→ PROBLEM:
Check each line of the material below for "React", then copy the ones that contain it.

→ DATA:
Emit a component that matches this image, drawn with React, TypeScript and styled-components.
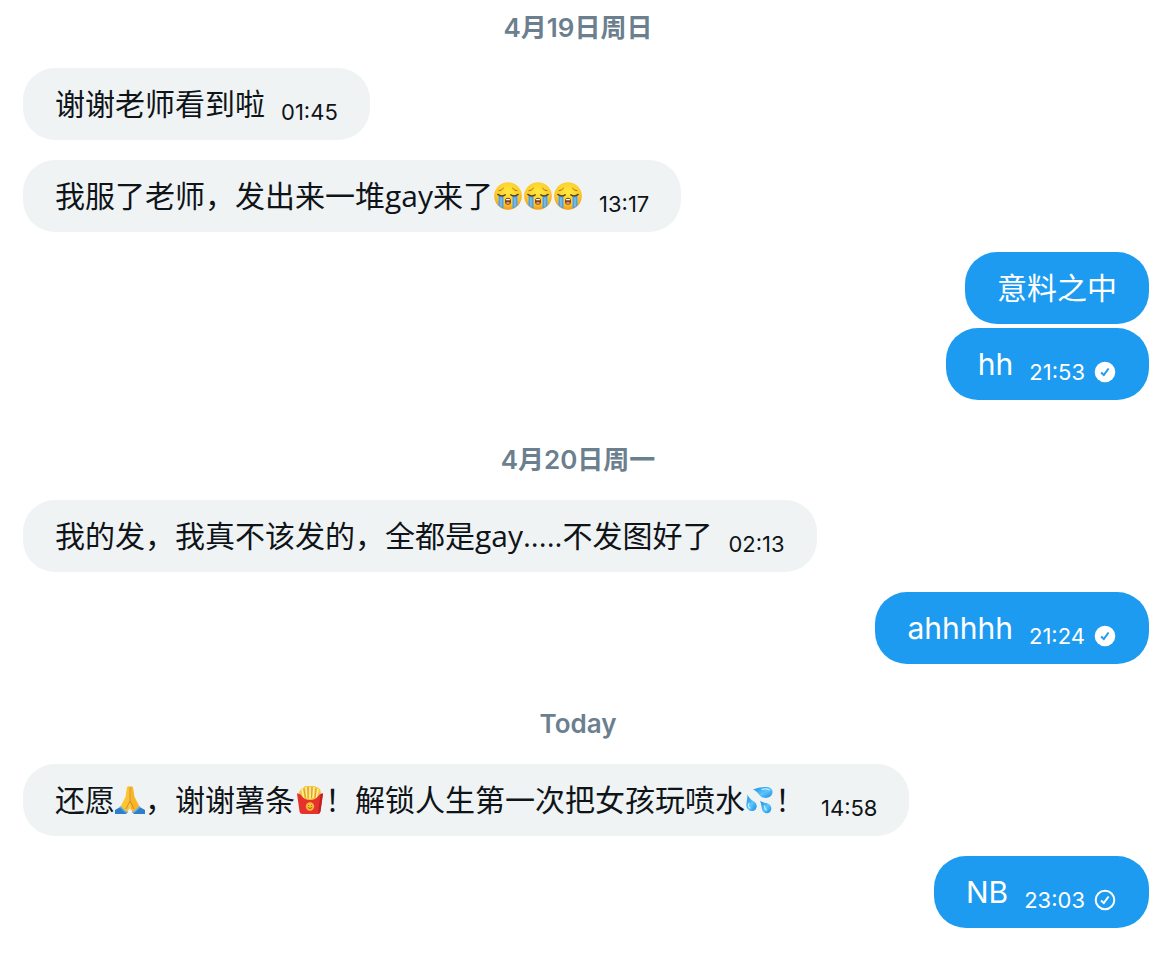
import React from "react";
import styled, { createGlobalStyle } from "styled-components";

const GlobalStyle = createGlobalStyle`
  *, *::before, *::after { box-sizing: border-box; }
  body {
    margin: 0;
    background: #ffffff;
    color: #0f1419;
    font-family: Inter, "Noto Sans CJK SC", sans-serif;
  }
`;

const Conversation = styled.main`
  display: flex;
  flex-direction: column;
  gap: 40px;
  padding: 8px 13px 40px 23px;
`;

const Day = styled.section`
  display: flex;
  flex-direction: column;
  gap: 20px;
`;

const DayLabel = styled.h2`
  margin: 0;
  padding-right: 16px;
  text-align: center;
  color: #6b7f8e;
  font-size: 26px;
  font-weight: 600;
  line-height: 40px;
`;

const Group = styled.div<{ $own?: boolean }>`
  display: flex;
  flex-direction: column;
  align-items: ${(p) => (p.$own ? "flex-end" : "flex-start")};
  gap: 4px;
`;

const Message = styled.p`
  margin: 0;
  font-size: 30px;
  line-height: 40px;
`;

const Bubble = styled.article<{ $own?: boolean }>`
  display: flex;
  align-items: flex-end;
  gap: 16px;
  max-width: 100%;
  padding: 16px 32px;
  border-radius: 32px;
  background: ${(p) => (p.$own ? "#1d9bf0" : "#eff3f4")};
  color: ${(p) => (p.$own ? "#ffffff" : "#0f1419")};

  ${Message} {
    font-family: ${(p) => (p.$own ? "Inter" : '"Open Sans"')}, "Noto Sans CJK SC", sans-serif;
  }
`;

const Meta = styled.span`
  display: flex;
  align-items: center;
  gap: 8px;
  font-size: 22px;
  line-height: 24px;
`;

const EmojiSvg = styled.svg`
  width: 30px;
  height: 30px;
  vertical-align: -4px;
`;

const StatusSvg = styled.svg`
  width: 24px;
  height: 24px;
`;

const Sob = () => (
  <EmojiSvg viewBox="0 0 30 30" role="img" aria-label="loudly crying face">
    <defs>
      <radialGradient id="sobFace" cx="50%" cy="35%" r="65%">
        <stop offset="0" stopColor="#ffe83c" />
        <stop offset="0.65" stopColor="#fdcd2c" />
        <stop offset="1" stopColor="#ee9a1c" />
      </radialGradient>
    </defs>
    <circle cx="15" cy="15" r="13.800" fill="url(#sobFace)" />
    <path d="M5.500 14.500h5v13Q8 26.500 5.500 24.500zM19.500 14.500h5v10q-2.300 2-5 3z" fill="#4e9fe3" />
    <path d="M8 16.500v9M22 16.500v9" stroke="#7fc2f3" strokeWidth="1.400" />
    <path d="M4.800 13.400q3.700 2.800 7.400.4M17.800 13.800q3.700 2.400 7.400-.4" fill="none" stroke="#5d4215" strokeWidth="1.400" strokeLinecap="round" />
    <path d="M6 9.800q3-.4 4.500-2.600M24 9.800q-3-.4-4.500-2.600" fill="none" stroke="#a86b14" strokeWidth="1" strokeLinecap="round" />
    <ellipse cx="15" cy="20.300" rx="3" ry="3.500" fill="#7b3a12" />
    <path d="M13 18.200q2-1 4 0v1h-4z" fill="#fff" />
    <ellipse cx="15" cy="22" rx="1.800" ry="1.200" fill="#ea8a68" />
  </EmojiSvg>
);

const Pray = () => (
  <EmojiSvg viewBox="0 0 30 30" role="img" aria-label="folded hands">
    <path d="M0 25l7-4 6 6-2 2H0zM30 25l-7-4-6 6 2 2h11z" fill="#2f7fc8" />
    <path d="M14.800 1.500c-1.800-.8-2.800.2-3 2L10.500 12 5.500 21.500l6 6 3.300-4z" fill="#fcc433" />
    <path d="M15.200 1.500c1.800-.8 2.800.2 3 2l1.300 8.500 5 9.500-6 6-3.300-4z" fill="#f8b627" />
    <path d="M15 2v14l-4 8M15 16l4 8" fill="none" stroke="#d88914" strokeWidth="1" />
    <path d="M5 21.500l6.500 6M25 21.500l-6.500 6" stroke="#68b3ec" strokeWidth="1.600" />
  </EmojiSvg>
);

const Fries = () => (
  <EmojiSvg viewBox="0 0 30 30" role="img" aria-label="french fries">
    <path d="M4 7l2-3 2-1 2-2h9l3 1 3 2 1 4-2 8H5z" fill="#f5c640" />
    <path d="M7 4l2 10M11 2l1 11M15 2v12M19 2l-1 11M23 4l-2 10" stroke="#fff0a0" strokeWidth="1.500" />
    <path d="M9 4l1.500 9M13 2v11M17 2l-.5 11M21 4l-1 9" stroke="#d38c20" strokeWidth=".7" />
    <path d="M2 8.500q2.500-.5 4 1.500Q9 15 15 15t9-5q1.500-2 4-1.500L25.500 26.500q-.3 2.500-3 2.500h-15q-2.700 0-3-2.500z" fill="#e5322d" />
    <path d="M25.500 9.500L23 28.800q2-.2 2.400-2.300L28 8.500q-1.500 0-2.500 1z" fill="#bf2020" />
    <circle cx="15" cy="21.500" r="4.200" fill="#f7bd32" />
    <path d="M12.800 22.500q2.200 2 4.400 0M13.500 20v.8M16.500 20v.8" fill="none" stroke="#b3411b" strokeWidth=".9" />
  </EmojiSvg>
);

const Splash = () => (
  <EmojiSvg viewBox="0 0 30 30" role="img" aria-label="sweat droplets">
    <defs>
      <linearGradient id="drop" x1="0" y1="0" x2="1" y2="1">
        <stop offset="0" stopColor="#188ee0" />
        <stop offset="0.55" stopColor="#5cc5fb" />
        <stop offset="1" stopColor="#1688dc" />
      </linearGradient>
    </defs>
    <path d="M8 4.500Q14 1.800 20 2c5-.2 8 2 7.500 5.500-.6 4-5 6.500-9.500 5C14 11.300 13 6.500 8 4.500z" fill="url(#drop)" />
    <path d="M2.500 9.500q1.500 4 6.500 7c3 2 3.500 5.500 1.500 8-2.300 2.500-6 2-8-.8C0 20.500 2.500 16 2.500 9.500z" fill="url(#drop)" />
    <path d="M15 16q3 1.500 7 2.300c3 .5 4.500 3.200 4.300 5.700-.3 3.300-3.300 5-6.300 4C15.500 26.500 17.500 20.500 15 16z" fill="url(#drop)" />
    <path d="M17 4.500q4-1.500 7 .3M4 18.500q-1.500 3 1 4.500M19.500 21q0 3 2 4" fill="none" stroke="#c3edff" strokeWidth="1.300" strokeLinecap="round" />
  </EmojiSvg>
);

const Status = ({ seen }: { seen?: boolean }) => (
  <StatusSvg viewBox="0 0 24 24" role="img" aria-label={seen ? "Seen" : "Sent"}>
    <circle cx="12" cy="12" r={seen ? 10.300 : 9.300} fill={seen ? "#fff" : "none"} stroke={seen ? "none" : "#fff"} strokeWidth="2" />
    <path d="M8.100 12.500l2.700 2.600 4.800-6.600" fill="none" stroke={seen ? "#1d9bf0" : "#fff"} strokeWidth="2" />
  </StatusSvg>
);

export default function App() {
  return (
    <>
      <GlobalStyle />
      <Conversation>
        <Day>
          <DayLabel>4月19日周日</DayLabel>
          <Group>
            <Bubble><Message>谢谢老师看到啦</Message><Meta><time>01:45</time></Meta></Bubble>
          </Group>
          <Group>
            <Bubble><Message>我服了老师，发出来一堆gay来了<Sob /><Sob /><Sob /></Message><Meta><time>13:17</time></Meta></Bubble>
          </Group>
          <Group $own>
            <Bubble $own><Message>意料之中</Message></Bubble>
            <Bubble $own><Message>hh</Message><Meta><time>21:53</time><Status seen /></Meta></Bubble>
          </Group>
        </Day>
        <Day>
          <DayLabel>4月20日周一</DayLabel>
          <Group>
            <Bubble><Message>我的发，我真不该发的，全都是gay.....不发图好了</Message><Meta><time>02:13</time></Meta></Bubble>
          </Group>
          <Group $own>
            <Bubble $own><Message>ahhhhh</Message><Meta><time>21:24</time><Status seen /></Meta></Bubble>
          </Group>
        </Day>
        <Day>
          <DayLabel>Today</DayLabel>
          <Group>
            <Bubble><Message>还愿<Pray />，谢谢薯条<Fries />！解锁人生第一次把女孩玩喷水<Splash />！</Message><Meta><time>14:58</time></Meta></Bubble>
          </Group>
          <Group $own>
            <Bubble $own><Message>NB</Message><Meta><time>23:03</time><Status /></Meta></Bubble>
          </Group>
        </Day>
      </Conversation>
    </>
  );
}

→ RESPONSE TO THIS EXERCISE:
Emit a component that matches this image, drawn with React, TypeScript and styled-components.
import React from "react";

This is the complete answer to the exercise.